▸ **Set task**
Quote every line below exactly and skip any picture.

-- Start of Provided material --

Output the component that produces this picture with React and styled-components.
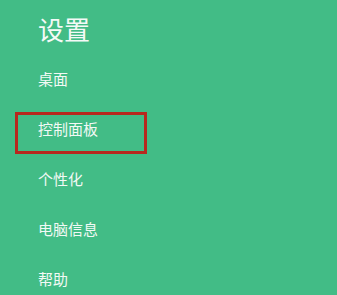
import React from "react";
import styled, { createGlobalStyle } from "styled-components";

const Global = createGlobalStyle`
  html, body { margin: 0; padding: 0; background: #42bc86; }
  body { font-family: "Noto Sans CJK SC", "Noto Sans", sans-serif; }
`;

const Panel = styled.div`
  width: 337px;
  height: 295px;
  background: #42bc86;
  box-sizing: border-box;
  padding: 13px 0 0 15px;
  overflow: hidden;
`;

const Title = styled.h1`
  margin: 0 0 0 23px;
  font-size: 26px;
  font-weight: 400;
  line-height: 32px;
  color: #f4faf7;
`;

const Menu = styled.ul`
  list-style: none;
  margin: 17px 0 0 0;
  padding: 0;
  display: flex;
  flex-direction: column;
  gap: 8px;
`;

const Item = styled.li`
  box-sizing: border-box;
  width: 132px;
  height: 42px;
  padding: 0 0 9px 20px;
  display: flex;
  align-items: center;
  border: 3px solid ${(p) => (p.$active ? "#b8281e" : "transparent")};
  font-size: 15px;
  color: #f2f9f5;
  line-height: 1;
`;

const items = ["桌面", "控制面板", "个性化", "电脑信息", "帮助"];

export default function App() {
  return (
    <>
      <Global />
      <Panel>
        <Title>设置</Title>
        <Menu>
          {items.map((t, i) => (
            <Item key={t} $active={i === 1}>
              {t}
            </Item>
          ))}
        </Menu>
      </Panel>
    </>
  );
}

-- End of Provided material --

▸ **Response for this exercise**
Output the component that produces this picture with React and styled-components.
import React from "react";
import styled, { createGlobalStyle } from "styled-components";

const Global = createGlobalStyle`
  html, body { margin: 0; padding: 0; background: #42bc86; }
  body { font-family: "Noto Sans CJK SC", "Noto Sans", sans-serif; }
`;

const Panel = styled.div`
  width: 337px;
  height: 295px;
  background: #42bc86;
  box-sizing: border-box;
  padding: 13px 0 0 15px;
  overflow: hidden;
`;

const Title = styled.h1`
  margin: 0 0 0 23px;
  font-size: 26px;
  font-weight: 400;
  line-height: 32px;
  color: #f4faf7;
`;

const Menu = styled.ul`
  list-style: none;
  margin: 17px 0 0 0;
  padding: 0;
  display: flex;
  flex-direction: column;
  gap: 8px;
`;

const Item = styled.li`
  box-sizing: border-box;
  width: 132px;
  height: 42px;
  padding: 0 0 9px 20px;
  display: flex;
  align-items: center;
  border: 3px solid ${(p) => (p.$active ? "#b8281e" : "transparent")};
  font-size: 15px;
  color: #f2f9f5;
  line-height: 1;
`;

const items = ["桌面", "控制面板", "个性化", "电脑信息", "帮助"];

export default function App() {
  return (
    <>
      <Global />
      <Panel>
        <Title>设置</Title>
        <Menu>
          {items.map((t, i) => (
            <Item key={t} $active={i === 1}>
              {t}
            </Item>
          ))}
        </Menu>
      </Panel>
    </>
  );
}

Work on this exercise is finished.